[Begin GIVEN MATERIAL]

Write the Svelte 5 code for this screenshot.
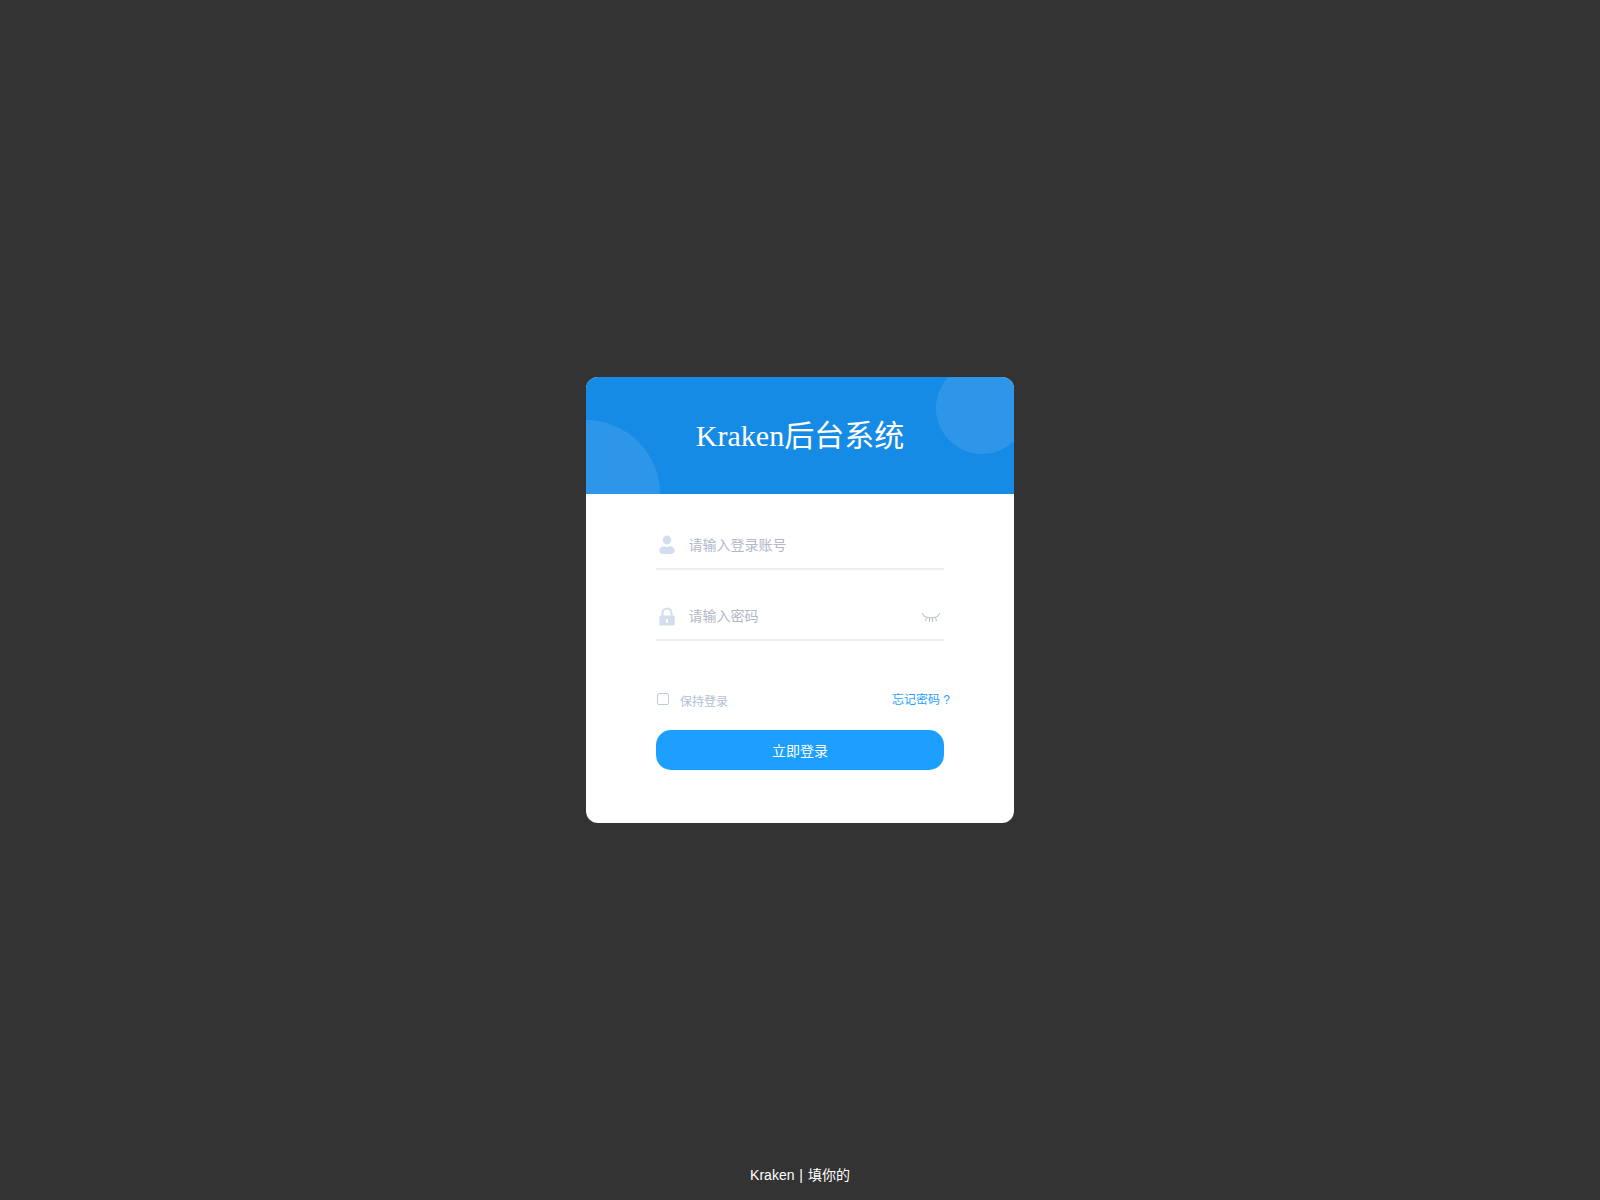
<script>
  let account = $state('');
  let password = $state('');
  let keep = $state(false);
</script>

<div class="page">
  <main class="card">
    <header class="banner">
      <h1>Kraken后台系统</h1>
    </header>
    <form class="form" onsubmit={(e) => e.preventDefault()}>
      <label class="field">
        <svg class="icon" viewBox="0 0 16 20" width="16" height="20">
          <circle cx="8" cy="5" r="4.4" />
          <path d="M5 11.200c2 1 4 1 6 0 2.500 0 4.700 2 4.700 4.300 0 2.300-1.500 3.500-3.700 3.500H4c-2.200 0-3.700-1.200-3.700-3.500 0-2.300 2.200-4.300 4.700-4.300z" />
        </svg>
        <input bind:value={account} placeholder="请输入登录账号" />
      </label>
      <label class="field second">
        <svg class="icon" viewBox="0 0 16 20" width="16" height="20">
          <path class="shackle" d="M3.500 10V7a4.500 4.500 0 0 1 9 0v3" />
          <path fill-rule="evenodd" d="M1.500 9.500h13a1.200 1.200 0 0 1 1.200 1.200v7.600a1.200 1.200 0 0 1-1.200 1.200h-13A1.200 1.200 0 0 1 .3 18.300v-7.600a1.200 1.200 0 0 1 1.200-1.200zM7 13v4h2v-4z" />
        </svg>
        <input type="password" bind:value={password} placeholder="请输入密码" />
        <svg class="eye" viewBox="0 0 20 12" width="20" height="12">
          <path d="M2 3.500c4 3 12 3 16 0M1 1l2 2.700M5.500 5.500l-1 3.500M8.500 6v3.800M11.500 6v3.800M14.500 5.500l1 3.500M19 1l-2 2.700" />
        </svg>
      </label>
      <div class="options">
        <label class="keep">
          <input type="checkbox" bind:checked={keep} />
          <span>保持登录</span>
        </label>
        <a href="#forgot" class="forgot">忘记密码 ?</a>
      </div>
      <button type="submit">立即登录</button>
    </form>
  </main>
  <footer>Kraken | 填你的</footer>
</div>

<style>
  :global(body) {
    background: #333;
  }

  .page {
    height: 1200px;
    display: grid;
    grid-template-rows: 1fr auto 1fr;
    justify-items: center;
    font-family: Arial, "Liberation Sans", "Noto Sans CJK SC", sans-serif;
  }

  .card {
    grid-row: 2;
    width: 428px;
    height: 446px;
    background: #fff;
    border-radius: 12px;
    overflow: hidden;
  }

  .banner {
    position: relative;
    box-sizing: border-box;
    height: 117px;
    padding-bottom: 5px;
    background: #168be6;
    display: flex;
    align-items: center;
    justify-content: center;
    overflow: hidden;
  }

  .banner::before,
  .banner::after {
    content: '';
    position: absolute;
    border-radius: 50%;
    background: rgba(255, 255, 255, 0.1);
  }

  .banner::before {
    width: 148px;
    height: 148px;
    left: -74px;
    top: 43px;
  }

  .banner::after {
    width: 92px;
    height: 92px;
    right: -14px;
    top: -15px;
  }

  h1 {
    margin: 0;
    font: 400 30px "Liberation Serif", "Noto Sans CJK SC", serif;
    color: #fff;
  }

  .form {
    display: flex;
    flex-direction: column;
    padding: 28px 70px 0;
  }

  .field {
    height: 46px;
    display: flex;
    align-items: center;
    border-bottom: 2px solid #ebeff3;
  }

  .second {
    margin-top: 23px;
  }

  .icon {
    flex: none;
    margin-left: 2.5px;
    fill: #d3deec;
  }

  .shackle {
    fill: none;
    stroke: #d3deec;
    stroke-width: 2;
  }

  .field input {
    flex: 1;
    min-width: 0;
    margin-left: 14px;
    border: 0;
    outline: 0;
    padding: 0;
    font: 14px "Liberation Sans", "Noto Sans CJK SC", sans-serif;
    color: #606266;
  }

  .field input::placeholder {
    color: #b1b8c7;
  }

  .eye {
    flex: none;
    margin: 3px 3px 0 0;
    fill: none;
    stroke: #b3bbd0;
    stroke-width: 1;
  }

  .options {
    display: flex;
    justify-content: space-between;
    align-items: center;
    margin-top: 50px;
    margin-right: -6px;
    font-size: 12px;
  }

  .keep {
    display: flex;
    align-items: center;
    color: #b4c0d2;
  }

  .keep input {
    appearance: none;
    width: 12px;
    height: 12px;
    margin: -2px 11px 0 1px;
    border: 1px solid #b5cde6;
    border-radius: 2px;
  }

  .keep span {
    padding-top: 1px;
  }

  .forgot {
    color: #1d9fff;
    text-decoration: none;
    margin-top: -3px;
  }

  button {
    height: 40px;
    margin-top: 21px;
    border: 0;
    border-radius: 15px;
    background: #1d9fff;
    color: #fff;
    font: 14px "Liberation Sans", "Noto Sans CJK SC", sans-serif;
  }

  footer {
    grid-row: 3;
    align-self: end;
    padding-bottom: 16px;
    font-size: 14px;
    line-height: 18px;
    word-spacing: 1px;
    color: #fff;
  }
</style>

[End GIVEN MATERIAL]

=== WHAT THE TASK REQUIRES ===
Repeat the material above verbatim. Leave the pictures behind.

=== EXERCISE RESPONSE ===
Write the Svelte 5 code for this screenshot.
<script>
  let account = $state('');
  let password = $state('');
  let keep = $state(false);
</script>

<div class="page">
  <main class="card">
    <header class="banner">
      <h1>Kraken后台系统</h1>
    </header>
    <form class="form" onsubmit={(e) => e.preventDefault()}>
      <label class="field">
        <svg class="icon" viewBox="0 0 16 20" width="16" height="20">
          <circle cx="8" cy="5" r="4.4" />
          <path d="M5 11.200c2 1 4 1 6 0 2.500 0 4.700 2 4.700 4.300 0 2.300-1.500 3.500-3.700 3.500H4c-2.200 0-3.700-1.200-3.700-3.500 0-2.300 2.200-4.300 4.700-4.300z" />
        </svg>
        <input bind:value={account} placeholder="请输入登录账号" />
      </label>
      <label class="field second">
        <svg class="icon" viewBox="0 0 16 20" width="16" height="20">
          <path class="shackle" d="M3.500 10V7a4.500 4.500 0 0 1 9 0v3" />
          <path fill-rule="evenodd" d="M1.500 9.500h13a1.200 1.200 0 0 1 1.200 1.200v7.600a1.200 1.200 0 0 1-1.200 1.200h-13A1.200 1.200 0 0 1 .3 18.300v-7.600a1.200 1.200 0 0 1 1.200-1.200zM7 13v4h2v-4z" />
        </svg>
        <input type="password" bind:value={password} placeholder="请输入密码" />
        <svg class="eye" viewBox="0 0 20 12" width="20" height="12">
          <path d="M2 3.500c4 3 12 3 16 0M1 1l2 2.700M5.500 5.500l-1 3.500M8.500 6v3.800M11.500 6v3.800M14.500 5.500l1 3.500M19 1l-2 2.700" />
        </svg>
      </label>
      <div class="options">
        <label class="keep">
          <input type="checkbox" bind:checked={keep} />
          <span>保持登录</span>
        </label>
        <a href="#forgot" class="forgot">忘记密码 ?</a>
      </div>
      <button type="submit">立即登录</button>
    </form>
  </main>
  <footer>Kraken | 填你的</footer>
</div>

<style>
  :global(body) {
    background: #333;
  }

  .page {
    height: 1200px;
    display: grid;
    grid-template-rows: 1fr auto 1fr;
    justify-items: center;
    font-family: Arial, "Liberation Sans", "Noto Sans CJK SC", sans-serif;
  }

  .card {
    grid-row: 2;
    width: 428px;
    height: 446px;
    background: #fff;
    border-radius: 12px;
    overflow: hidden;
  }

  .banner {
    position: relative;
    box-sizing: border-box;
    height: 117px;
    padding-bottom: 5px;
    background: #168be6;
    display: flex;
    align-items: center;
    justify-content: center;
    overflow: hidden;
  }

  .banner::before,
  .banner::after {
    content: '';
    position: absolute;
    border-radius: 50%;
    background: rgba(255, 255, 255, 0.1);
  }

  .banner::before {
    width: 148px;
    height: 148px;
    left: -74px;
    top: 43px;
  }

  .banner::after {
    width: 92px;
    height: 92px;
    right: -14px;
    top: -15px;
  }

  h1 {
    margin: 0;
    font: 400 30px "Liberation Serif", "Noto Sans CJK SC", serif;
    color: #fff;
  }

  .form {
    display: flex;
    flex-direction: column;
    padding: 28px 70px 0;
  }

  .field {
    height: 46px;
    display: flex;
    align-items: center;
    border-bottom: 2px solid #ebeff3;
  }

  .second {
    margin-top: 23px;
  }

  .icon {
    flex: none;
    margin-left: 2.5px;
    fill: #d3deec;
  }

  .shackle {
    fill: none;
    stroke: #d3deec;
    stroke-width: 2;
  }

  .field input {
    flex: 1;
    min-width: 0;
    margin-left: 14px;
    border: 0;
    outline: 0;
    padding: 0;
    font: 14px "Liberation Sans", "Noto Sans CJK SC", sans-serif;
    color: #606266;
  }

  .field input::placeholder {
    color: #b1b8c7;
  }

  .eye {
    flex: none;
    margin: 3px 3px 0 0;
    fill: none;
    stroke: #b3bbd0;
    stroke-width: 1;
  }

  .options {
    display: flex;
    justify-content: space-between;
    align-items: center;
    margin-top: 50px;
    margin-right: -6px;
    font-size: 12px;
  }

  .keep {
    display: flex;
    align-items: center;
    color: #b4c0d2;
  }

  .keep input {
    appearance: none;
    width: 12px;
    height: 12px;
    margin: -2px 11px 0 1px;
    border: 1px solid #b5cde6;
    border-radius: 2px;
  }

  .keep span {
    padding-top: 1px;
  }

  .forgot {
    color: #1d9fff;
    text-decoration: none;
    margin-top: -3px;
  }

  button {
    height: 40px;
    margin-top: 21px;
    border: 0;
    border-radius: 15px;
    background: #1d9fff;
    color: #fff;
    font: 14px "Liberation Sans", "Noto Sans CJK SC", sans-serif;
  }

  footer {
    grid-row: 3;
    align-self: end;
    padding-bottom: 16px;
    font-size: 14px;
    line-height: 18px;
    word-spacing: 1px;
    color: #fff;
  }
</style>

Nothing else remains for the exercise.